> _WHAT NEEDS TO BE DONE_: Images are not part of the copy; transcribe all the data exactly.

···

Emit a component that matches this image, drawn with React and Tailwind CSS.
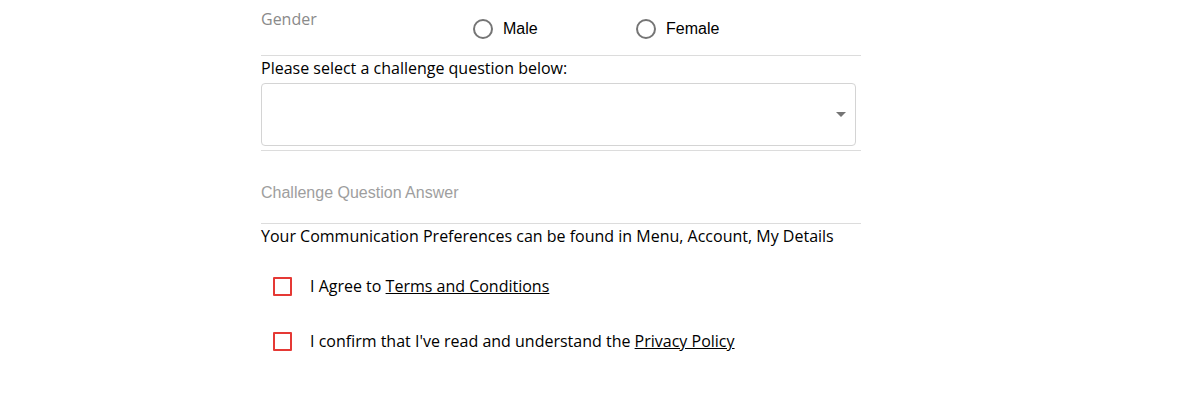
import React from "react";

const open = { fontFamily: '"Open Sans", "Liberation Sans", sans-serif' };
const arial = { fontFamily: '"Liberation Sans", Arial, sans-serif' };

function Radio({ label }) {
  return (
    <label className="flex items-center cursor-pointer h-[20px]">
      <span className="w-[20px] h-[20px] rounded-full border-2 border-[#757575] bg-white" />
      <span className="ml-[10px] text-[16px] leading-[20px] text-black" style={arial}>{label}</span>
    </label>
  );
}

function Check({ children }) {
  return (
    <div className="flex items-center h-[22px] pl-[12px]">
      <span className="w-[19px] h-[19px] border-2 border-[#e53935] rounded-[1px] bg-white shrink-0" />
      <span className="ml-[18px] text-[16px] text-black leading-[22px]" style={open}>{children}</span>
    </div>
  );
}

export default function App() {
  return (
    <div className="w-[1200px] h-[400px] bg-white">
      <div className="ml-[261px] w-[600px]">
        <div className="h-[56px] border-b border-[#dcdcdc] flex items-start">
          <div className="w-[212px] pt-[8px] text-[16px] leading-[22px] text-[#8a8a8a]" style={open}>Gender</div>
          <div className="flex items-start pt-[19px]">
            <div className="w-[163px]"><Radio label="Male" /></div>
            <Radio label="Female" />
          </div>
        </div>
        <div className="border-b border-[#dcdcdc] pb-[4px]">
          <div className="pt-[1px] text-[16px] leading-[22px] text-black" style={open}>Please select a challenge question below:</div>
          <div className="mt-[4px] w-[595px] h-[63px] border border-[#d4d4d4] rounded-[4px] flex items-center justify-end pr-[9px]">
            <svg width="10" height="6" viewBox="0 0 10 6"><path d="M0 0 L10 0 L5 5 Z" fill="#757575" /></svg>
          </div>
        </div>
        <div className="h-[73px] border-b border-[#dcdcdc] pt-[33px]">
          <div className="text-[16px] leading-[18px] text-[#9e9e9e]" style={arial}>Challenge Question Answer</div>
        </div>
        <div className="pt-[1px] text-[16px] leading-[22px] text-black whitespace-nowrap" style={open}>
          Your Communication Preferences can be found in Menu, Account, My Details
        </div>
        <div className="mt-[28px]">
          <Check>I Agree to <span className="underline">Terms and Conditions</span></Check>
        </div>
        <div className="mt-[33px]">
          <Check>I confirm that I've read and understand the <span className="underline">Privacy Policy</span></Check>
        </div>
      </div>
    </div>
  );
}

···

> _FINISHED EXERCISE_:
Emit a component that matches this image, drawn with React and Tailwind CSS.
import React from "react";

const open = { fontFamily: '"Open Sans", "Liberation Sans", sans-serif' };
const arial = { fontFamily: '"Liberation Sans", Arial, sans-serif' };

function Radio({ label }) {
  return (
    <label className="flex items-center cursor-pointer h-[20px]">
      <span className="w-[20px] h-[20px] rounded-full border-2 border-[#757575] bg-white" />
      <span className="ml-[10px] text-[16px] leading-[20px] text-black" style={arial}>{label}</span>
    </label>
  );
}

function Check({ children }) {
  return (
    <div className="flex items-center h-[22px] pl-[12px]">
      <span className="w-[19px] h-[19px] border-2 border-[#e53935] rounded-[1px] bg-white shrink-0" />
      <span className="ml-[18px] text-[16px] text-black leading-[22px]" style={open}>{children}</span>
    </div>
  );
}

export default function App() {
  return (
    <div className="w-[1200px] h-[400px] bg-white">
      <div className="ml-[261px] w-[600px]">
        <div className="h-[56px] border-b border-[#dcdcdc] flex items-start">
          <div className="w-[212px] pt-[8px] text-[16px] leading-[22px] text-[#8a8a8a]" style={open}>Gender</div>
          <div className="flex items-start pt-[19px]">
            <div className="w-[163px]"><Radio label="Male" /></div>
            <Radio label="Female" />
          </div>
        </div>
        <div className="border-b border-[#dcdcdc] pb-[4px]">
          <div className="pt-[1px] text-[16px] leading-[22px] text-black" style={open}>Please select a challenge question below:</div>
          <div className="mt-[4px] w-[595px] h-[63px] border border-[#d4d4d4] rounded-[4px] flex items-center justify-end pr-[9px]">
            <svg width="10" height="6" viewBox="0 0 10 6"><path d="M0 0 L10 0 L5 5 Z" fill="#757575" /></svg>
          </div>
        </div>
        <div className="h-[73px] border-b border-[#dcdcdc] pt-[33px]">
          <div className="text-[16px] leading-[18px] text-[#9e9e9e]" style={arial}>Challenge Question Answer</div>
        </div>
        <div className="pt-[1px] text-[16px] leading-[22px] text-black whitespace-nowrap" style={open}>
          Your Communication Preferences can be found in Menu, Account, My Details
        </div>
        <div className="mt-[28px]">
          <Check>I Agree to <span className="underline">Terms and Conditions</span></Check>
        </div>
        <div className="mt-[33px]">
          <Check>I confirm that I've read and understand the <span className="underline">Privacy Policy</span></Check>
        </div>
      </div>
    </div>
  );
}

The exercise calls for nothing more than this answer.